> [What you are asked to do] Give only the number of lines in the records below that contain the word "styles".
Rows start
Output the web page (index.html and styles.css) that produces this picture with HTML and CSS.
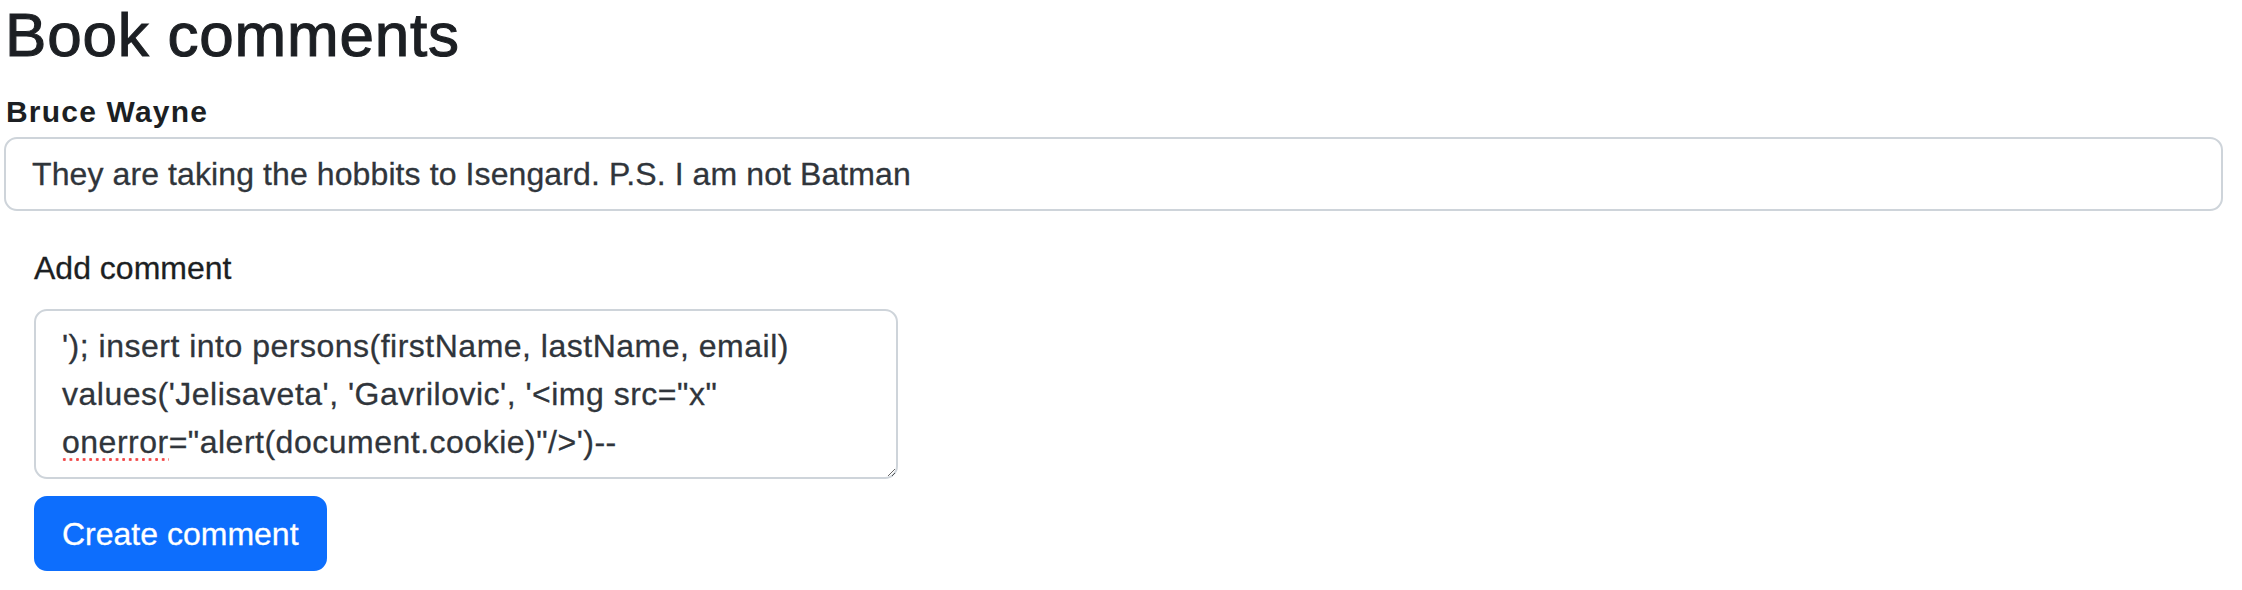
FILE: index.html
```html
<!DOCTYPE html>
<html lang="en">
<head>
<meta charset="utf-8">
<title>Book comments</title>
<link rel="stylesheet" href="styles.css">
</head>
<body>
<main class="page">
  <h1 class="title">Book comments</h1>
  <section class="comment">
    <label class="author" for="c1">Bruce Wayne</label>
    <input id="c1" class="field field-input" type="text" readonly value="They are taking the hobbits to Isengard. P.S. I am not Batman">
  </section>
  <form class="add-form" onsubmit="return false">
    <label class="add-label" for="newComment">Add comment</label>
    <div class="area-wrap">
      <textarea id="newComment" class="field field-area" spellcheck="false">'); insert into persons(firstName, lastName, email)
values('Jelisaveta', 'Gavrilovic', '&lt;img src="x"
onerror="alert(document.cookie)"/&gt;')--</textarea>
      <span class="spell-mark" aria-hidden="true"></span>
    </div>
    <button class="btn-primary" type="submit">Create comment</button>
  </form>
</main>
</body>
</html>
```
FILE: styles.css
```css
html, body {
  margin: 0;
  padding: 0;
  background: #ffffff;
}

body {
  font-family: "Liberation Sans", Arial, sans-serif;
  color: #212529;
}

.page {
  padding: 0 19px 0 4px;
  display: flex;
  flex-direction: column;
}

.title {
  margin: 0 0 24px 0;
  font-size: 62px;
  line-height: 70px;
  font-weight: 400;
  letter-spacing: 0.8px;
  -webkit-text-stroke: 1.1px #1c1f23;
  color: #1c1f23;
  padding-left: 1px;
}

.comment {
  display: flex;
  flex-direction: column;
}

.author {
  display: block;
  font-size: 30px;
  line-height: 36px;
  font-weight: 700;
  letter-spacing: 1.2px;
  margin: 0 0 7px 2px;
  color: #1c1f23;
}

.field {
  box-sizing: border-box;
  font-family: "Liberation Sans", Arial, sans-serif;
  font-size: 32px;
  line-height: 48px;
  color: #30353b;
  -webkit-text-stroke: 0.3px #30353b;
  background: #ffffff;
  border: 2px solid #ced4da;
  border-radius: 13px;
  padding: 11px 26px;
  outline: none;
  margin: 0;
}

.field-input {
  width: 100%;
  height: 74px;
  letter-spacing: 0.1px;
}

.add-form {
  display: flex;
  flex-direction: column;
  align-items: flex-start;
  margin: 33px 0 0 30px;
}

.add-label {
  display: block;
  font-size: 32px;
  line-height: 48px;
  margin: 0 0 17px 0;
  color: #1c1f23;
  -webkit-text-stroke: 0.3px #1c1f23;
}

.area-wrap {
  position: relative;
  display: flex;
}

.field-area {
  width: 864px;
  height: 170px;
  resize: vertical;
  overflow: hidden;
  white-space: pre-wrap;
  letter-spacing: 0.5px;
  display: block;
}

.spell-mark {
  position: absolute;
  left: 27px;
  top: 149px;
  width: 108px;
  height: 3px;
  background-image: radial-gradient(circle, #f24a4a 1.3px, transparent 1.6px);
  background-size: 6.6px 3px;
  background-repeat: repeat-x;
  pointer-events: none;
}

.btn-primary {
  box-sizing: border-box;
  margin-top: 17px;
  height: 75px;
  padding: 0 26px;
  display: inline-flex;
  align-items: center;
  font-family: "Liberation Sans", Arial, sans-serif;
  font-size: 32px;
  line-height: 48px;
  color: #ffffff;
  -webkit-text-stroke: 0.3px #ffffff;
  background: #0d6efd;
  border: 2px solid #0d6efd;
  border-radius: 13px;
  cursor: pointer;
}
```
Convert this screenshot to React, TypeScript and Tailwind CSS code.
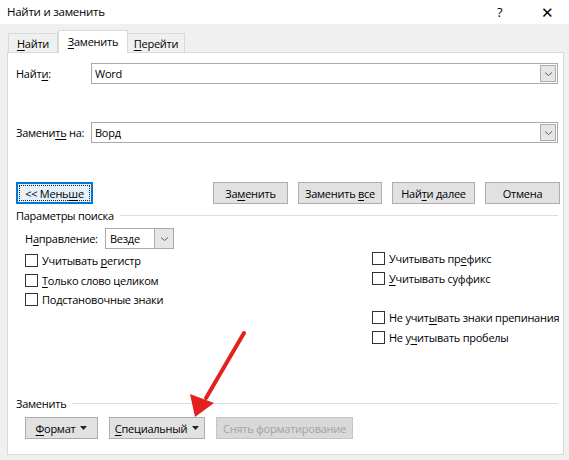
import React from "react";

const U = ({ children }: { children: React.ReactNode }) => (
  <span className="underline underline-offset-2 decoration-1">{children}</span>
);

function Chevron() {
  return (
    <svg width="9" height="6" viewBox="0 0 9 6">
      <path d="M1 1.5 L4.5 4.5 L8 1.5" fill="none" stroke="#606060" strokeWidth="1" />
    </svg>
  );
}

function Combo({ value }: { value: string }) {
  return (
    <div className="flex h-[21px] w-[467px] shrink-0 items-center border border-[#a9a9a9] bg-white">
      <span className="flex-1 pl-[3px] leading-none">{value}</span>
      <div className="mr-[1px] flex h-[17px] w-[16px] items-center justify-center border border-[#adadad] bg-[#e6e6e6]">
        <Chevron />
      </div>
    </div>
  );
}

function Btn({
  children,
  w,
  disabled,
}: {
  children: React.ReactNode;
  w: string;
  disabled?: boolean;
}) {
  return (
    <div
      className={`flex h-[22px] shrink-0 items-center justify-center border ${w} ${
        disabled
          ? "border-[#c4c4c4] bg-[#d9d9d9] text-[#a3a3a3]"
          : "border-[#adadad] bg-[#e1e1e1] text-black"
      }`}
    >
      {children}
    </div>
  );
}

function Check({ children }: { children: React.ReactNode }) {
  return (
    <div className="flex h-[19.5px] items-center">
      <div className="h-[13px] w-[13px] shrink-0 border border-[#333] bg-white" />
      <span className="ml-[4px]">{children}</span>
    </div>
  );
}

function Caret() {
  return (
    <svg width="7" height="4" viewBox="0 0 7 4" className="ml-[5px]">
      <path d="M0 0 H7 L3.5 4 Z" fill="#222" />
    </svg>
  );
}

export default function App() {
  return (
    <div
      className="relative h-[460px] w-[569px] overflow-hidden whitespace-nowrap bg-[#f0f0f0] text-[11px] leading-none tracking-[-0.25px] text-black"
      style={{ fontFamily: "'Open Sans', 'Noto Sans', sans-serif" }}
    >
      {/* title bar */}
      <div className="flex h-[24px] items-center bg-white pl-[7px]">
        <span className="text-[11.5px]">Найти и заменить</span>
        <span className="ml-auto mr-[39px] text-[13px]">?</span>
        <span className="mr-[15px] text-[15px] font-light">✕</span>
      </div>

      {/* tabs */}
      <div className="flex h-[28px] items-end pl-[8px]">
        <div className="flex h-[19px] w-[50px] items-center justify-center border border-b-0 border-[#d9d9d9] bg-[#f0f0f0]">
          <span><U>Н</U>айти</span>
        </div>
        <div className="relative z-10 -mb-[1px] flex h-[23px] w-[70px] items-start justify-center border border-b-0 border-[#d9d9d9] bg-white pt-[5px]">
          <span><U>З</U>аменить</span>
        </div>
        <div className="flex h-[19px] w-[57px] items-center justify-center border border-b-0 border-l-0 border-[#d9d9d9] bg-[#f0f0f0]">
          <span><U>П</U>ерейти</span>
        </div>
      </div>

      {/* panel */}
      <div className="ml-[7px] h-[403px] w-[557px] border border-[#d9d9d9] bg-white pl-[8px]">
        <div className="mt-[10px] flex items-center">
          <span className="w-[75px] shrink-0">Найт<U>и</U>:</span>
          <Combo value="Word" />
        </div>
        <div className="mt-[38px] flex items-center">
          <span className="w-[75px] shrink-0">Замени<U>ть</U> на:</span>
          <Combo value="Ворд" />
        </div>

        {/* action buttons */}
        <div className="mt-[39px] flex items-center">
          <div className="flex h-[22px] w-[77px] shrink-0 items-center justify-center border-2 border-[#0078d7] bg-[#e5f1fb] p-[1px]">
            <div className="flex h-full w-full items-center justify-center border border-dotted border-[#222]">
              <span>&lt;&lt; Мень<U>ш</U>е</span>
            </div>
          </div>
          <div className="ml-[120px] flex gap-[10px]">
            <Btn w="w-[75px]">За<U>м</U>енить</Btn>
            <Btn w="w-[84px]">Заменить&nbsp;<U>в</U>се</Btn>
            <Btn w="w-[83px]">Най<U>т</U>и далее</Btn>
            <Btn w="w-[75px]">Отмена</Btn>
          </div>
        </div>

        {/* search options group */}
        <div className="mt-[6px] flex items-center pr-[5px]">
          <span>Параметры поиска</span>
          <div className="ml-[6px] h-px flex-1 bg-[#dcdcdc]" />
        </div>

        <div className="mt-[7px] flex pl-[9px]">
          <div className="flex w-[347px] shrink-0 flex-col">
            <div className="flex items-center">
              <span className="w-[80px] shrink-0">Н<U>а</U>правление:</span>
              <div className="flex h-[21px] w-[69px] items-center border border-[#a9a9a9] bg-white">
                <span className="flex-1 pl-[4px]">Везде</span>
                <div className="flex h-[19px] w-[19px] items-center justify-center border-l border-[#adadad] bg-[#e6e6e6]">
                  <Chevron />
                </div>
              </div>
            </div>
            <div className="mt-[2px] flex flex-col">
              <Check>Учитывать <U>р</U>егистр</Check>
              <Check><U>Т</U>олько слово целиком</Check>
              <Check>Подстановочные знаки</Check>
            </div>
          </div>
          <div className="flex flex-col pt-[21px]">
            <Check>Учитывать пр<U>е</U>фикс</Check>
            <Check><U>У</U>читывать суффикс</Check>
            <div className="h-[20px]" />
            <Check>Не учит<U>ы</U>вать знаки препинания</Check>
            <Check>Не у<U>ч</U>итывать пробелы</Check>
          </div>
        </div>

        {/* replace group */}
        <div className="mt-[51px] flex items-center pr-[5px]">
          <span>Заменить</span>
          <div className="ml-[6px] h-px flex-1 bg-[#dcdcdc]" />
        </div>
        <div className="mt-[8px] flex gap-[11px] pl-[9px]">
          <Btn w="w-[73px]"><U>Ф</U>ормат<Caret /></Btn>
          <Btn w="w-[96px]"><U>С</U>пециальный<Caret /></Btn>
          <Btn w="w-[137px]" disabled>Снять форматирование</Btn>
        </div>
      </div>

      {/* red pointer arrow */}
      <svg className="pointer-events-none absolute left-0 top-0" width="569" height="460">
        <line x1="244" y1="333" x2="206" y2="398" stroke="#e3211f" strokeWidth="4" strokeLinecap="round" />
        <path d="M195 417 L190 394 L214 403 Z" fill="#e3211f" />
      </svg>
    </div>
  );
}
Rows end
> [Written response] 3